The purpose for which the corporation is organized as:

 

(a) To purchase, or in any way acquire for investment or for sale or otherwise, lands, contracts for the purchase or sale of lands, buildings, improvements, and any real property of any kind or any interest therein, and as the consideration for the same to pay cash or to issue the capital stock, debenture bonds, mortgage bonds, or other obligations of the corporation, and to sell, convey, lease, mortgage, deed of trust, turn to account, otherwise deal with all or any part of the property of the corporation to make and obtain loans upon real estate, improve or unimproved, and upon personal property, giving or taking evidences of indebtedness and securing the payment thereof by mortgage, trust deed, pledge or otherwise, and to enter into contracts to buy or sell any property, real or personal, to buy and sell mortgages, trust deeds, contracts, and evidences of indebtedness, paying for the same in cash, stock or bonds, of this corporation and to draw, make, accept endorse, discount, execute, and issue promissory notes, bills of exchange, warrants, instruments, or obligations of the corporation, from time to time, for any of the objects or purposes of the corporation without restriction or limit as to amount.

 

(b) To engage in any lawful business; to do all and everything necessary, suitable, or proper for the accomplishment of any of the purposes, attainment of any of the objectives, or the exercise of any of the powers herein set forth, either alone of in conjunction with other corporations, firms or individuals, and either as principals or agents, and to do every other act or acts, thing or things incidental or pertinent to or growing out of or connected with the above mentioned objectives, purpose, or powers.

 

(c) In general to have and to exercise any and all powers that corporations have and may have under the laws of the State of Florida, and as the same may be amended, for any lawful purpose.

 

    Article 7 - Corporate Capitalization
     
  7.1 This corporation shall have the authority to issue two classes of capital stock the total of which shall be 55,000,000 shares.

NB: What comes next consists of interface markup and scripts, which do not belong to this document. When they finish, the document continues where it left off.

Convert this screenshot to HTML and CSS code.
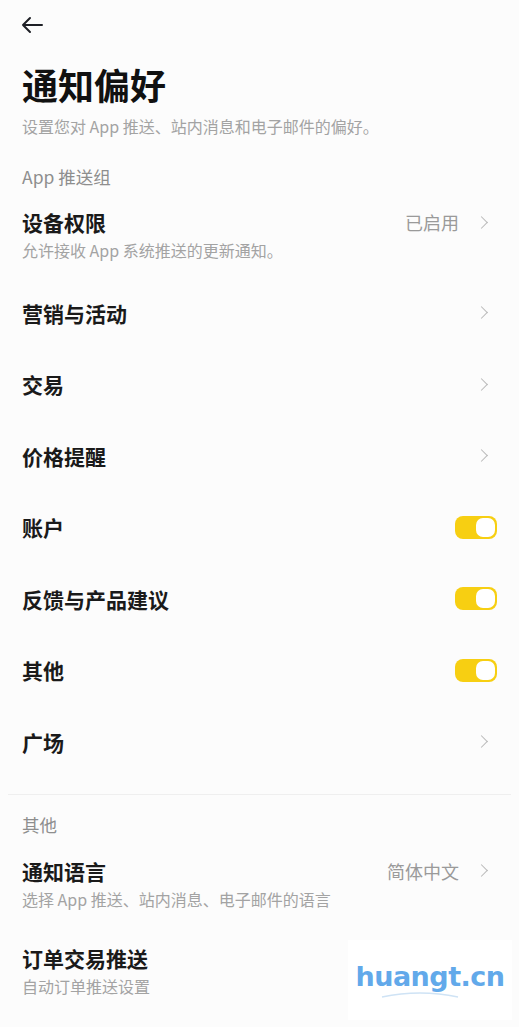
FILE: index.html
```html
<!DOCTYPE html>
<html lang="zh-CN">
<head>
  <meta charset="UTF-8" />
  <title>通知偏好</title>
  <link rel="stylesheet" href="styles.css">
</head>
<body>
  <div class="page">
    <div class="topbar">
      <svg class="back" width="24" height="24" viewBox="0 0 24 24">
        <path d="M22 12H3M10 5L3 12L10 19" fill="none" stroke="#1e2026" stroke-width="2" stroke-linecap="round" stroke-linejoin="round"/>
      </svg>
    </div>

    <h1>通知偏好</h1>
    <p class="intro">设置您对 App 推送、站内消息和电子邮件的偏好。</p>

    <div class="group-label">App 推送组</div>

    <div class="row two-line">
      <div class="row-text">
        <div class="row-title">设备权限</div>
        <div class="row-sub">允许接收 App 系统推送的更新通知。</div>
      </div>
      <div class="row-right">
        <span class="value">已启用</span>
        <span class="chev"></span>
      </div>
    </div>

    <div class="row"><div class="row-title">营销与活动</div><span class="chev"></span></div>
    <div class="row"><div class="row-title">交易</div><span class="chev"></span></div>
    <div class="row"><div class="row-title">价格提醒</div><span class="chev"></span></div>
    <div class="row"><div class="row-title">账户</div><span class="toggle on"></span></div>
    <div class="row"><div class="row-title">反馈与产品建议</div><span class="toggle on"></span></div>
    <div class="row"><div class="row-title">其他</div><span class="toggle on"></span></div>
    <div class="row"><div class="row-title">广场</div><span class="chev"></span></div>

    <div class="divider"></div>

    <div class="group-label second">其他</div>

    <div class="row two-line lang">
      <div class="row-text">
        <div class="row-title">通知语言</div>
        <div class="row-sub">选择 App 推送、站内消息、电子邮件的语言</div>
      </div>
      <div class="row-right">
        <span class="value">简体中文</span>
        <span class="chev"></span>
      </div>
    </div>

    <div class="row two-line order">
      <div class="row-text">
        <div class="row-title">订单交易推送</div>
        <div class="row-sub">自动订单推送设置</div>
      </div>
    </div>
  </div>

  <div class="watermark">
    <span>huangt.cn</span>
    <svg class="wave" width="80" height="8" viewBox="0 0 80 8">
      <path d="M2 6 Q40 -2 78 6" fill="none" stroke="#cfe3f5" stroke-width="1.5"/>
    </svg>
  </div>
</body>
</html>
```

FILE: styles.css
```css
body {
  margin: 0;
  background-color: #fcfcfc;
  font-family: "Noto Sans CJK SC", "Noto Sans", sans-serif;
  color: #1e2026;
}
.page {
  padding: 0 22px;
}
.topbar {
  height: 50px;
  display: flex;
  align-items: center;
}
.back {
  margin-left: -2px;
}
h1 {
  margin: 12px 0 0;
  font-size: 36px;
  line-height: 44px;
  font-weight: 700;
  color: #111;
}
.intro {
  margin: 9px 0 0;
  font-size: 16px;
  line-height: 22px;
  color: #a3a3a3;
}
.group-label {
  margin-top: 29px;
  font-size: 17.5px;
  line-height: 22px;
  color: #8e8e8e;
}
.group-label.second {
  margin-top: 19px;
}
.row {
  height: 71.5px;
  display: flex;
  align-items: center;
  justify-content: space-between;
}
.row.two-line {
  height: auto;
  padding: 21px 0 16px;
}
.row.lang {
  padding-top: 22px;
}
.row.order {
  padding-top: 19px;
}
.row-title {
  font-size: 21px;
  line-height: 26px;
  font-weight: 600;
  color: #1a1a1a;
}
.row-sub {
  margin-top: 4px;
  font-size: 16px;
  line-height: 22px;
  color: #a3a3a3;
}
.row.two-line .row-right {
  align-self: flex-start;
  height: 26px;
  display: flex;
  align-items: center;
}
.value {
  font-size: 18px;
  color: #9a9a9a;
  margin-right: 18px;
}
.chev {
  width: 8px;
  height: 8px;
  border-top: 1.5px solid #b8b8b8;
  border-right: 1.5px solid #b8b8b8;
  transform: rotate(45deg);
  margin-right: 11px;
}
.toggle {
  width: 42px;
  height: 23px;
  border-radius: 8px;
  background-color: #f7cf12;
  display: flex;
  align-items: center;
  justify-content: flex-end;
  padding: 0 2px;
  box-sizing: border-box;
}
.toggle::after {
  content: "";
  width: 19px;
  height: 19px;
  border-radius: 7px;
  background-color: #fff;
}
.divider {
  margin: 16px -14px 0;
  height: 1px;
  background-color: #efefef;
}
.watermark {
  position: absolute;
  left: 348px;
  top: 940px;
  width: 164px;
  height: 80px;
  background-color: #fff;
  display: flex;
  flex-direction: column;
  align-items: center;
  justify-content: center;
}
.watermark span {
  font-family: "DejaVu Sans", sans-serif;
  font-weight: 700;
  font-size: 27px;
  line-height: 32px;
  color: #62a9ea;
  letter-spacing: -0.5px;
}
.wave {
  margin-top: -2px;
  margin-right: 20px;
}
```
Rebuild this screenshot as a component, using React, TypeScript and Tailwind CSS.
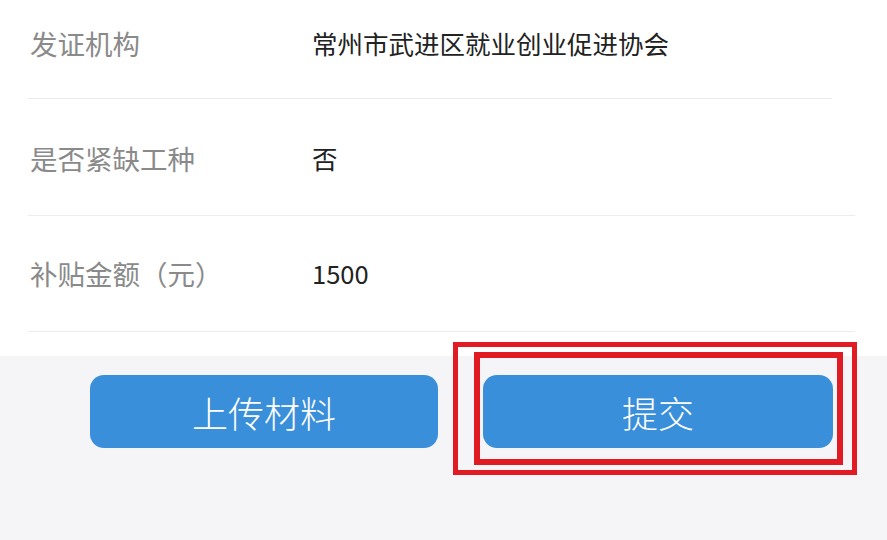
import React from "react";

const font = { fontFamily: '"Noto Sans CJK SC", "Noto Sans", sans-serif' };

function Row({
  label,
  value,
  pad,
  lineW,
}: {
  label: string;
  value: string;
  pad: string;
  lineW: string;
}) {
  return (
    <div className={`${pad} ${lineW} border-b border-[#ececec] flex items-center`}>
      <div className="w-[284px] pl-[2px] text-[27.5px] leading-[36px] text-[#8a8a8a]">{label}</div>
      <div className="text-[25.5px] leading-[36px] text-[#222222]">{value}</div>
    </div>
  );
}

export default function App() {
  return (
    <div className="relative w-[887px] h-[540px] overflow-hidden bg-[#f5f5f7]" style={font}>
      <div className="bg-white h-[356px] pl-[28px]">
        <Row label="发证机构" value="常州市武进区就业创业促进协会" pad="pt-[25px] pb-[37px]" lineW="w-[804px]" />
        <Row label="是否紧缺工种" value="否" pad="pt-[41px] pb-[39px]" lineW="w-[827px]" />
        <Row label="补贴金额（元）" value="1500" pad="pt-[39px] pb-[40px]" lineW="w-[827px]" />
      </div>
      <div className="flex pl-[90px] pt-[19px] gap-[45px]">
        <button className="w-[348px] h-[73px] rounded-[14px] bg-[#3a8fda] text-white text-[36px] font-light leading-none flex items-center justify-center">
          上传材料
        </button>
        <button className="w-[350px] h-[73px] rounded-[14px] bg-[#3a8fda] text-white text-[36px] font-light leading-none flex items-center justify-center">
          提交
        </button>
      </div>
      <div className="absolute left-[453px] top-[342px] w-[404px] h-[133px] border-[5px] border-[#e01b24]" />
      <div className="absolute left-[474px] top-[352px] w-[369px] h-[113px] border-[6px] border-[#e01b24]" />
    </div>
  );
}
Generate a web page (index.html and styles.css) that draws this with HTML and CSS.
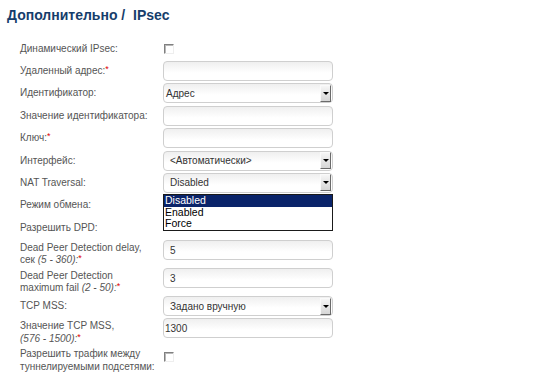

The classification and par value of 50,000,000 shares shall be common voting stock having a par value of $.001 per share, and each share shall be entitled to the same dividend, liquidation, and voting rights; the classification and par value of 5,000,000 shares shall be preferred stock having a par value of $.001 per share. Said preferred stock may be issued from time to time in one or more clads or series with such dividend rates, voting rights, rights of conversion, rights upon dissolution or liquidation, and with such designations or restrictions thereof as shall be determined by resolution adopted by the Board of Directors at the time such stock is issued without further approval of the shareholders.